DATE: | Thursday, October 4, 2012 |
TIME: | 4:00 pm |
PLACE: | Council Room (SITE 5-084) |
TITLE: | Predicting High-Cost Patients in General Population Using Data Mining Techniques |
PRESENTER: | Seyed Izadshenas University of Ottawa |
ABSTRACT: In this research, we apply data mining techniques to a nationally-representative expenditure data from the US to predict very high-cost patients in the top 5 cost percentiles, among the general population. Samples are derived from the Medical Expenditure Panel Survey’s Household Component data for 2006-2008 including 98,175 records. After pre-processing, partitioning and balancing the data, the final MEPS dataset with 31,704 records is modeled by Decision Trees (including C5.0 and CHAID), Neural Networks. Multiple predictive models are built and their performances are analyzed using various measures including correctness accuracy, G-mean, and Area under ROC Curve. We conclude that the CHAID tree returns the best G-mean and AUC measures for top performing predictive models ranging from 76% to 85%, and 0.812 to 0.942 units, respectively.

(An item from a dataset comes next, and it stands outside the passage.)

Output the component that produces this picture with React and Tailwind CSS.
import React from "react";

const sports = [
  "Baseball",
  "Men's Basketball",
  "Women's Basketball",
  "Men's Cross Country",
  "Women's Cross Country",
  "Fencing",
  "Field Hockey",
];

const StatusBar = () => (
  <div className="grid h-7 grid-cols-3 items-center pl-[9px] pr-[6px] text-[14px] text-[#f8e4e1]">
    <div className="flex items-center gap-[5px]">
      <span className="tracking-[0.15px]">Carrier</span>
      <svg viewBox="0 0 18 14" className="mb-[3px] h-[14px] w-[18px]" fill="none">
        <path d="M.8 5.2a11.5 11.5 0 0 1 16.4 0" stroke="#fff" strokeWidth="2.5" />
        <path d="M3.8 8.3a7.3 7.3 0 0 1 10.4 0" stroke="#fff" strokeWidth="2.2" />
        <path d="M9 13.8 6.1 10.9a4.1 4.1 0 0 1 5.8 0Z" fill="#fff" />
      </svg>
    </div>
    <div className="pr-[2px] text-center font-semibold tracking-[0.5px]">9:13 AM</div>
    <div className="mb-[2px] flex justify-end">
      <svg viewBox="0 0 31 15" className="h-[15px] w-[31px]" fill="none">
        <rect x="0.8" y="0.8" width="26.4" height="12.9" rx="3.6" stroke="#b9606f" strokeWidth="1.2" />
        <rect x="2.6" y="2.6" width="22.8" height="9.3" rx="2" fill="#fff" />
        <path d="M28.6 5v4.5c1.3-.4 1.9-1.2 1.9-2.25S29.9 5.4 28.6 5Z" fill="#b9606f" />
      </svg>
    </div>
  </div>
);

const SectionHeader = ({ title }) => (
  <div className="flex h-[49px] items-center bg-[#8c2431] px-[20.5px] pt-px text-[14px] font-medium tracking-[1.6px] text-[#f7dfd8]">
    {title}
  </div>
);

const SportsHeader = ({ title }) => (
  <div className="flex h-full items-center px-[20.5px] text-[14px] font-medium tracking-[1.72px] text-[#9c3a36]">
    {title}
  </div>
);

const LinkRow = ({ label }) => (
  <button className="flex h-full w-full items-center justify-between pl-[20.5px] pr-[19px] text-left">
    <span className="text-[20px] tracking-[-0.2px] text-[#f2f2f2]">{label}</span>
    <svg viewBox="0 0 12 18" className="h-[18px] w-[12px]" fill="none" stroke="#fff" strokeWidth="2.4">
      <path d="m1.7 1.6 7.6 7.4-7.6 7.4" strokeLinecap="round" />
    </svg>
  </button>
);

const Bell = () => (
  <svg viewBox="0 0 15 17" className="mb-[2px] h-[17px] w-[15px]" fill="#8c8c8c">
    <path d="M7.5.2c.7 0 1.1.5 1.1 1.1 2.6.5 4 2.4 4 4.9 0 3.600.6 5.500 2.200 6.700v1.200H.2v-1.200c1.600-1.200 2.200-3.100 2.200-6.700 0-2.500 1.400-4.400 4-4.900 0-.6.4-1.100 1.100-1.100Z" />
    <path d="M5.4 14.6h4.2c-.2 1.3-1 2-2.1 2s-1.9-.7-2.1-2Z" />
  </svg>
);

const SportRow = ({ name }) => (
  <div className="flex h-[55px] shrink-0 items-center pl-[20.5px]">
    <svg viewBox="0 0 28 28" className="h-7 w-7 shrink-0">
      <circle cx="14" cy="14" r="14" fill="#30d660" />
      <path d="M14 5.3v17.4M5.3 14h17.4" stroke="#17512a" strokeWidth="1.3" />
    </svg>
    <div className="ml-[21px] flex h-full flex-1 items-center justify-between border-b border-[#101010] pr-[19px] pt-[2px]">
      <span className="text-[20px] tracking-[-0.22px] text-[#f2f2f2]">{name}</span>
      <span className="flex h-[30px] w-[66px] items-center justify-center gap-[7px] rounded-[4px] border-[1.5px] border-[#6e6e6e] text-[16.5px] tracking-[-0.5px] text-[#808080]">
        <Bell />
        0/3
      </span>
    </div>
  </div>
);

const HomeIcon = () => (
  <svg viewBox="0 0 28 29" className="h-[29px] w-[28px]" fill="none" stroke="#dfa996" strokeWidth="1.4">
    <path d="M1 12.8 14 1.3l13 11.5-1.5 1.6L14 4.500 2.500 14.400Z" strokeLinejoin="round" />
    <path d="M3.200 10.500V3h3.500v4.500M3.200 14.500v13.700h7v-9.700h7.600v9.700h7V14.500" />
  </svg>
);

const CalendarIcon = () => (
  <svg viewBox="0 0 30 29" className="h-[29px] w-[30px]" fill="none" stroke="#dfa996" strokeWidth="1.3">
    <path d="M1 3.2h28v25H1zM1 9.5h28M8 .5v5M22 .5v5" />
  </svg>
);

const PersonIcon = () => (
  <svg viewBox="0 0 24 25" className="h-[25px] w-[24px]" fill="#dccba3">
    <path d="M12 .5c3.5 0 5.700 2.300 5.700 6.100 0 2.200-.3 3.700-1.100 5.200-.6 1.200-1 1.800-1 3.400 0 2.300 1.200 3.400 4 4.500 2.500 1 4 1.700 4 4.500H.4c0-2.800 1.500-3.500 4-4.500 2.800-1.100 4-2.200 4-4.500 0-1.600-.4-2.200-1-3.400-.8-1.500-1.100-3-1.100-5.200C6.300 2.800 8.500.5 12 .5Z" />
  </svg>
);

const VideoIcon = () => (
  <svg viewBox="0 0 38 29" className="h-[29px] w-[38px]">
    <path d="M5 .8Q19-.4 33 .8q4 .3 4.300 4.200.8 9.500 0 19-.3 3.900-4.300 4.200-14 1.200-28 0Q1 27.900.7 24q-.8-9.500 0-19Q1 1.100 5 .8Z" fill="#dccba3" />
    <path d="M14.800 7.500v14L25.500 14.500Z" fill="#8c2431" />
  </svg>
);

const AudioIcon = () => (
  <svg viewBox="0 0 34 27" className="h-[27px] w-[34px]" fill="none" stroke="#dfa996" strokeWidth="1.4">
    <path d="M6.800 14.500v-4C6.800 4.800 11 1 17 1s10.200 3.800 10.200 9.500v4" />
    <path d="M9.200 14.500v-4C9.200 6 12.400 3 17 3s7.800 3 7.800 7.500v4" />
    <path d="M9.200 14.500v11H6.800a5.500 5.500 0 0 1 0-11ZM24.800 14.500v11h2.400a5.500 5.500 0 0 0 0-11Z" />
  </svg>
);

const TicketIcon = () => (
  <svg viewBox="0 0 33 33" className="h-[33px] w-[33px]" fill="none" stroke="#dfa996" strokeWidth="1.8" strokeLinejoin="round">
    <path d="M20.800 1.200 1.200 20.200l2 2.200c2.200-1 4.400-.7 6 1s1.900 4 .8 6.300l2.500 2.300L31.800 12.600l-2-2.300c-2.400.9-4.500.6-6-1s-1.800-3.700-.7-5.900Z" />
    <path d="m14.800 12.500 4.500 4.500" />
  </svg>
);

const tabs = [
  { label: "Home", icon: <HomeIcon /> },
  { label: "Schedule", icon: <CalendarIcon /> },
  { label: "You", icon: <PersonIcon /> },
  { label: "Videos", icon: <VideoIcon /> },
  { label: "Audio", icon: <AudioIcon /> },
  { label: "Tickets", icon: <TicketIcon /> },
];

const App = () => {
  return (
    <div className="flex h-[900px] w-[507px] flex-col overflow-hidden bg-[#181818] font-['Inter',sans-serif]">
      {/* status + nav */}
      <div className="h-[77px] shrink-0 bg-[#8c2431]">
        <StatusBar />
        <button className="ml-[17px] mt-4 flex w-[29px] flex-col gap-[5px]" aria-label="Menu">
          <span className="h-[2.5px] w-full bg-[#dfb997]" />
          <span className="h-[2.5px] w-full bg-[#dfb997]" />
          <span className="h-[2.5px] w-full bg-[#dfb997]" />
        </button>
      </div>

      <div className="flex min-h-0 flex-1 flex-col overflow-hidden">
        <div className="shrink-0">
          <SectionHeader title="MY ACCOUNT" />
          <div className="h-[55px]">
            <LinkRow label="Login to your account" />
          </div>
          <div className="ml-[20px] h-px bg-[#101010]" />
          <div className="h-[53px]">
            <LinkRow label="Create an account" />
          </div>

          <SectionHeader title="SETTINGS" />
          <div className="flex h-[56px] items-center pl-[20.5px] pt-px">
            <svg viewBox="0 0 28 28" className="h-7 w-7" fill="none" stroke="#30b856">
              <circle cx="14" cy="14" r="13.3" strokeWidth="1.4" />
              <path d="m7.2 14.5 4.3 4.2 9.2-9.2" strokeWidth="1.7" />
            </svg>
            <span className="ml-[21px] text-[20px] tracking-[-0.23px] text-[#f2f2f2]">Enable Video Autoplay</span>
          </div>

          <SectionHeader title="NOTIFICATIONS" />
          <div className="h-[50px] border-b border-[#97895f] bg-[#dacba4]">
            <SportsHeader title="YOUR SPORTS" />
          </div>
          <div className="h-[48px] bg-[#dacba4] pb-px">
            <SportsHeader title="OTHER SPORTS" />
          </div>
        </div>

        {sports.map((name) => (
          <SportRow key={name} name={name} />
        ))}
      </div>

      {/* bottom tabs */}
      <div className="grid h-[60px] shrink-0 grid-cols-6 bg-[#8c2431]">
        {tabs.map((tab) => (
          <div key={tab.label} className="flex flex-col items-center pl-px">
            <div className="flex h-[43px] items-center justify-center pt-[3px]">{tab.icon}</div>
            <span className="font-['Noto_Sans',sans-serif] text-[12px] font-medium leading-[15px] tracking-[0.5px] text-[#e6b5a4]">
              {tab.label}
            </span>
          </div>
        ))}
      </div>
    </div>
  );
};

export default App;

Among a primary set of 66 attributes, the best predictors to estimate the top 5% high-cost population include individual’s overall health perception, history of blood cholesterol check, history of physical/sensory/mental limitations, age, and history of colonic prevention measures. This means we can predict high-cost patients without knowing how many times the patient was visited by doctors or hospitalized. Results from this study can be used by policy makers, health planners, and insurers to improve delivery of health services in a more efficient way. |